Agenda for General and Business aviation

The European Commission has identified seven priorities for a sustainable future in General and Business aviation, namely:

  • To improve statistics on General and Business aviation, as policy makers need to have an up-to-date knowledge of the situation to enable them to properly regulate this sector;
  • To clarify definitions in order to avoid different interpretations of legal definitions, by both operators and regulators. Such divergence has a negative impact on the operation of the internal market and prevents standard application of Community law. More particularly, the Communication from the Commission clarifies the notions of "State/Civil aircraft" and "commercial air transport operation";
  • To ensure proportionate regulation and to monitor the subsidiarity of regulation given the highly variable situations in this sector.
  • To permit better use of existing capacity (airports and aerodromes as well as air space) in order to increase capacities in proportion to the general increase in traffic. If capacities are not increased, General and Business aviation risks entering into competition with airlines for access to air space and infrastructures. The Commission proposes better planning to make best use of existing infrastructures, new technological development (automated air traffic systems, satellite navigation systems, etc.) and creation of an EU Observatory.
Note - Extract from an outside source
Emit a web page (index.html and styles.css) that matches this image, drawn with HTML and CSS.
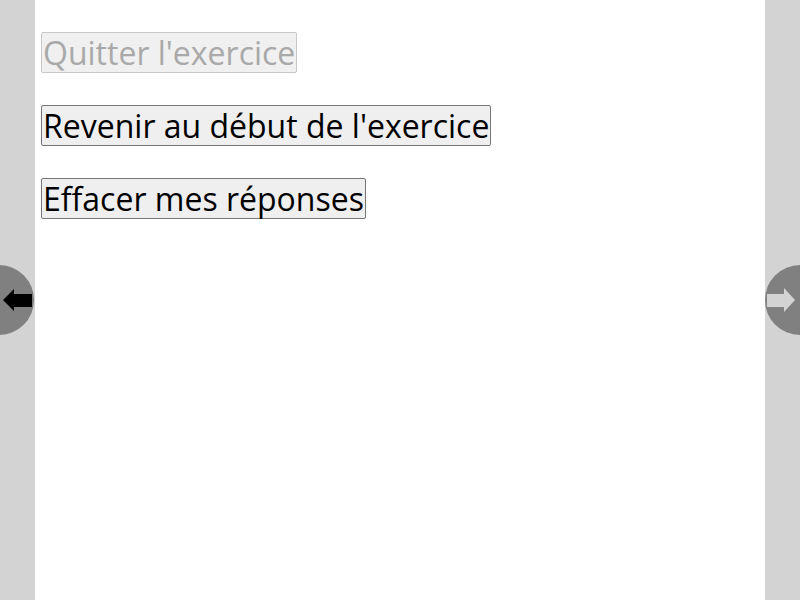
FILE: index.html
```html
<!DOCTYPE html>
<html lang="fr">
<head>
<meta charset="utf-8">
<link rel="stylesheet" href="styles.css">
</head>
<body>
<div class="page">
  <aside class="side side-left">
    <button class="nav nav-prev" aria-label="Précédent">
      <svg width="29" height="24" viewBox="0 0 29 24"><polygon points="0,12 11,1 11,6 29,6 29,19 11,19 11,23" fill="#000"/></svg>
    </button>
  </aside>
  <main class="content">
    <button class="btn" disabled>Quitter l'exercice</button>
    <button class="btn">Revenir au début de l'exercice</button>
    <button class="btn">Effacer mes réponses</button>
  </main>
  <aside class="side side-right">
    <button class="nav nav-next" aria-label="Suivant" disabled>
      <svg width="28" height="24" viewBox="0 0 28 24"><polygon points="28,12 17,0 17,6 0,6 0,19 17,19 17,24" fill="#d3d3d3"/></svg>
    </button>
  </aside>
</div>
</body>
</html>
```
FILE: styles.css
```css
html, body {
  margin: 0;
  padding: 0;
  height: 100%;
}
body {
  font-family: "Open Sans", "Noto Sans", sans-serif;
  overflow: hidden;
}
.page {
  display: flex;
  height: 600px;
}
.side {
  width: 35px;
  flex: none;
  background: #d3d3d3;
  position: relative;
}
.content {
  flex: 1;
  background: #fff;
  display: flex;
  flex-direction: column;
  align-items: flex-start;
  gap: 32px;
  padding: 32px 0 0 6px;
}
.btn {
  font-family: "Open Sans", "Noto Sans", sans-serif;
  font-size: 32px;
  line-height: 37px;
  padding: 1px 1px;
  margin: 0;
  color: #000;
  background: #efefef;
  border: 1px solid #767676;
  border-radius: 2px;
}
.btn:disabled {
  color: #a9a9a9;
  border-color: #c8c8c8;
  background: #f0f0f0;
}
.nav {
  position: absolute;
  top: 265px;
  width: 70px;
  height: 70px;
  border-radius: 50%;
  background: #808080;
  border: none;
  padding: 0;
  display: flex;
  align-items: center;
}
.nav-prev {
  right: 1px;
  justify-content: flex-end;
  padding-right: 2px;
}
.nav-next {
  left: 0;
  justify-content: flex-start;
  padding-left: 2px;
}
.nav svg {
  display: block;
}
```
The Commission is also implementing a series of reforms within the framework of the Single European Sky and the SESAR project;
  • To facilitate access to global markets in order to increase European presence on these markets. The aeronautics construction sector for General and Business aviation is a healthy sector and new technologies have been used to provide the EU with a competitive advantage. The Commission wants to encourage a greater European presence on global markets. The Commission also supports the particular interests of commercial business aviation and undertakes to consider these when developing the EC external air transport policy and when negotiating Community air service agreements;
  • To ensure environmental sustainability, since this sector, as with most other forms of transport, produces noise and gaseous emissions which have a negative impact on the environment. With the assistance of the European Aviation Safety Agency (EASA), the Commission is studying the need to change "essential requirements" in the area of environmental standards which apply to aviation. Review of certification standards and improved pilot education could further contribute to reduction of negative impacts. Regarding the emission of greenhouse gases, the Commission proposes to extend the EU Greenhouse Gas Emission Trading Scheme to aviation including General and Business aviation. It is also examining the options that exist regarding more environmentally-friendly fuels;
  • To encourage research and development, as research in this sector benefits from a very dynamic environment. The competitive and commercial success of General and Business aviation in the EU depends heavily on innovation and research implemented in aeronautics. Consequently, the Commission will be depending on its framework research programme in order to encourage initiatives in this direction.


As a result of initiatives such as extending EU competences in the areas of safety and security, updating the Single European Sky and implementing new air traffic management systems in Europe, and of the anticipated shortage of capacities and concerns regarding the environmental impact of aviation, consideration of General and Business aviation is becoming an urgent matter. Consequently, the Commission is looking into the specific nature of this sector and proposing an agenda for a sustainable future for General and Business aviation.